Four years later, Bradley says, “My time is just going by because I’m up every day and I’m doing things and I actually feel good about what I’m doing.”

Bradley lives in the re-integration unit, called Arn 1, where Mohr says “the purpose is to build a positive, pro-social model.”

“We’ve got a lot of folks, both male and female, in these 12 re-integrations units all over Ohio that we drug test, that are involved 8-to-10 hours a day, that they’re learning skills, that they’re doing things for others, paying back in community service,” Mohr said.

On a Wednesday in mid-October, Bradley was crocheting plastic grocery bags into mats for homeless people.

Nearby, inmate Karen Carter, 55, told Mohr she was “knitting a hat and gloves and scarf, and all this will go to a small child.”

The community service is important, says Marysville warden Ronette Burkes.

“We understand that the folks here have harmed someone. It’s important for the women to give back to the society that they’ve harmed,” she said.

In addition, the women in re-integration have jobs they go to five days a week. Bradley works for the Ohio Department of Transportation, picking up trash along highways.

Carter, a former registered nurse, helps maintain 13 parks and “all the landscaping and yardwork for the city of Marysville.”

“I love it,” she says of the manual labor.

Carter has been at Marysville eight years for multiple counts of theft and forgery — the result of an out-of-control gambling problem. She’s taken advantage of lengthy cognitive behavior groups that have allowed her “to sit down and think rationally.”

A few yards away, 110 women who suffer from alcohol or drug addiction live in a unit that houses the Tapestry program. Director Annette Dominguez says Tapestry is a highly structured program.

“It’s peer run, so the community members are empowered to be responsible for themselves, held accountable, and hold each other accountable,” she said.

Tawanna Talbert, 40, graduates this month from the 15-month program. She was addicted to heroin when she was arrested for burglary.

“I think the only structure I had was maybe getting up and getting my kids ready for school or cooking dinner, but the rest of the time may have been hunting for drugs,” she said.

At Marysville, Talbert and her Tapestry sisters have daily routines.

“We clean, we have meetings, we have jobs. Basically, just every day is something and it’s all planned out.”

She hopes to go to cooking school while at Marysville “and just better myself.” She says she has a large support system that will continue after she leaves prison.

Her relationship with her three children is better than ever. Wiping her eyes, she says, “They’re very proud of me and they’re just happy that I’m alive.”
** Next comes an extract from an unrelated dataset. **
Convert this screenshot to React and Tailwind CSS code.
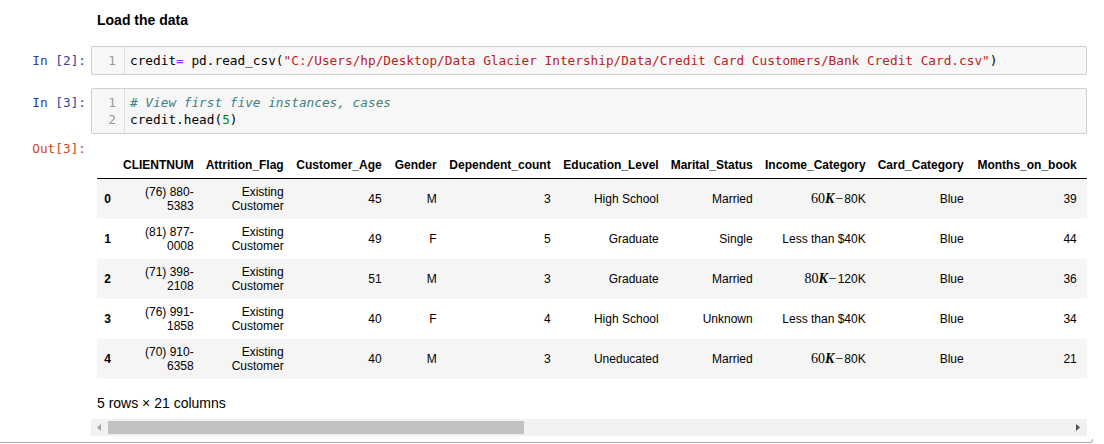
import React from 'react';

// celdas de Income con el "$" que MathJax convirtió en fórmula
function MathIncome({ a, b }) {
  return (
    <span>
      <span className="font-['Liberation_Serif',serif] text-[14px]">
        {a}
        <span className="italic font-bold">K</span>
        <span className="px-[1px]">−</span>
      </span>
      {b}
    </span>
  );
}

const rows = [
  { id: 0, client: ['(76) 880-', '5383'], age: 45, gender: 'M', dep: 3, edu: 'High School', marital: 'Married', income: <MathIncome a="60" b="80K" />, card: 'Blue', months: 39 },
  { id: 1, client: ['(81) 877-', '0008'], age: 49, gender: 'F', dep: 5, edu: 'Graduate', marital: 'Single', income: 'Less than $40K', card: 'Blue', months: 44 },
  { id: 2, client: ['(71) 398-', '2108'], age: 51, gender: 'M', dep: 3, edu: 'Graduate', marital: 'Married', income: <MathIncome a="80" b="120K" />, card: 'Blue', months: 36 },
  { id: 3, client: ['(76) 991-', '1858'], age: 40, gender: 'F', dep: 4, edu: 'High School', marital: 'Unknown', income: 'Less than $40K', card: 'Blue', months: 34 },
  { id: 4, client: ['(70) 910-', '6358'], age: 40, gender: 'M', dep: 3, edu: 'Uneducated', marital: 'Married', income: <MathIncome a="60" b="80K" />, card: 'Blue', months: 21 },
];

// anchos medidos de cada columna
const headers = [
  { label: 'CLIENTNUM', w: 'w-[82px]' },
  { label: 'Attrition_Flag', w: 'w-[89px]' },
  { label: 'Customer_Age', w: 'w-[98px]' },
  { label: 'Gender', w: 'w-[55px]' },
  { label: 'Dependent_count', w: 'w-[114px]' },
  { label: 'Education_Level', w: 'w-[108px]' },
  { label: 'Marital_Status', w: 'w-[94px]' },
  { label: 'Income_Category', w: 'w-[113px]' },
  { label: 'Card_Category', w: 'w-[98px]' },
  { label: 'Months_on_book', w: 'w-[113px]' },
];

const mono = "font-['DejaVu_Sans_Mono',monospace] text-[12.75px] leading-[17px]";

function Prompt({ children, out }) {
  return (
    <div className={`w-[91px] shrink-0 pr-[5px] text-right ${mono} ${out ? 'text-[#D84315]' : 'text-[#303F9F]'}`}>
      {children}
    </div>
  );
}

function CodeCell({ n, lines }) {
  return (
    <div className="flex">
      <div className="pt-[6px]">
        <Prompt>In [{n}]:</Prompt>
      </div>
      <div className={`w-[996px] flex border border-[#cfcfcf] rounded-[2px] bg-[#f7f7f7] ${mono}`}>
        <div className="w-[33px] shrink-0 border-r border-[#dddddd] py-[5px] pr-[8px] text-right text-[#999999]">
          {lines.map((_, i) => (
            <div key={i}>{i + 1}</div>
          ))}
        </div>
        <div className="py-[5px] pl-[5px] text-black whitespace-pre">
          {lines.map((l, i) => (
            <div key={i}>{l}</div>
          ))}
        </div>
      </div>
    </div>
  );
}

export default function App() {
  const td = 'px-[6px] py-[6px] text-right align-middle whitespace-nowrap';

  return (
    <div className="w-[1104px] h-[444px] overflow-hidden bg-white text-black font-['Liberation_Sans',Arial,sans-serif]">
      {/* celda markdown */}
      <div className="pl-[97px] pt-[10px] text-[14px] leading-[20px] font-bold">Load the data</div>

      <div className="mt-[16px]">
        <CodeCell
          n={2}
          lines={[
            <>
              credit<span className="text-[#AA22FF]">=</span> pd.read_csv(
              <span className="text-[#BA2121]">"C:/Users/hp/Desktop/Data Glacier Intership/Data/Credit Card Customers/Bank Credit Card.csv"</span>)
            </>,
          ]}
        />
      </div>

      <div className="mt-[13px]">
        <CodeCell
          n={3}
          lines={[
            <span className="italic text-[#408080]"># View first five instances, cases</span>,
            <>
              credit.head(<span className="text-[#008800]">5</span>)
            </>,
          ]}
        />
      </div>

      {/* salida */}
      <div className="flex mt-[6px]">
        <Prompt out>Out[3]:</Prompt>
        <div className="w-[996px]">
          <div className="pl-[6px] pt-[12px] w-[996px] overflow-hidden">
            <table className="w-max border-collapse text-[12px] leading-[14px]">
              <thead>
                <tr className="border-b border-black">
                  <th className={`${td} w-[20px] align-bottom`}></th>
                  {headers.map((h) => (
                    <th key={h.label} className={`${td} ${h.w} align-bottom font-bold`}>{h.label}</th>
                  ))}
                  <th className="w-[200px]"></th>
                </tr>
              </thead>
              <tbody>
                {rows.map((r) => (
                  <tr key={r.id} className={r.id % 2 === 0 ? 'bg-[#f5f5f5]' : 'bg-white'}>
                    <th className={`${td} font-bold`}>{r.id}</th>
                    <td className={td}>
                      {r.client[0]}
                      <br />
                      {r.client[1]}
                    </td>
                    <td className={td}>
                      Existing
                      <br />
                      Customer
                    </td>
                    <td className={td}>{r.age}</td>
                    <td className={td}>{r.gender}</td>
                    <td className={td}>{r.dep}</td>
                    <td className={td}>{r.edu}</td>
                    <td className={td}>{r.marital}</td>
                    <td className={td}>{r.income}</td>
                    <td className={td}>{r.card}</td>
                    <td className={td}>{r.months}</td>
                    <td className="w-[200px]"></td>
                  </tr>
                ))}
              </tbody>
            </table>
          </div>

          <p className="pl-[6px] mt-[16px] text-[14px] leading-[16px]">5 rows × 21 columns</p>

          {/* barra de scroll horizontal */}
          <div className="mt-[8px] h-[17px] w-[996px] bg-[#f1f1f1] flex items-center">
            <svg width="17" height="17" viewBox="0 0 17 17" className="shrink-0">
              <polygon points="10,5 10,12 6,8.5" fill="#a3a3a3" />
            </svg>
            <div className="h-[13px] w-[416px] bg-[#c1c1c1]"></div>
            <div className="flex-1"></div>
            <svg width="17" height="17" viewBox="0 0 17 17" className="shrink-0">
              <polygon points="6,5 6,12 10,8.5" fill="#505050" />
            </svg>
          </div>
        </div>
      </div>

      <div className="mt-[3px] w-[1093px] h-[4px] border-b border-r border-[#ababab] rounded-br-[3px]"></div>
    </div>
  );
}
Ohio inmates all over the state are learning job skills. Director Mohr says they’re training to be auto mechanics, carpenters, and commercial truck drivers. He hopes employers will hire former inmates and pointed out that “50,000 jobs around this country are going unfilled for truck drivers.”

The state’s recidivism rate alone indicates that re-integration is working. Recidivism is defined as “the rate of return to prison in three years.”

“The (national) recidivism rate is 49.7 percent,” Mohr said. “In Ohio, it’s 27.5 percent.”

Mohr says Ohio’s approach is saving taxpayers money. Within a year after he took the helm “we were spending $85,000 less a day than we were the day we came in.”

He strongly advocates investing in community corrections — programs he says are “twice as effective at one-third the cost.”

Mohr said building a new prison would cost $1 billion, plus operating costs. Still, he agrees that people who are a risk to others need to be in incarcerated.

Marysville houses Ohio’s lone woman on death row and others serving life terms for murder. But because most inmates will be released at some point, he believes re-integration ultimately will keep the state’s 11.5 million residents safer.

“It’s the neighbors that don’t have their houses broken into because our folks have learned a trade, they’ve learned to pay back to the community, they’ve learned more about themselves and what they stand for,” he said. “I think it’s the right thing.”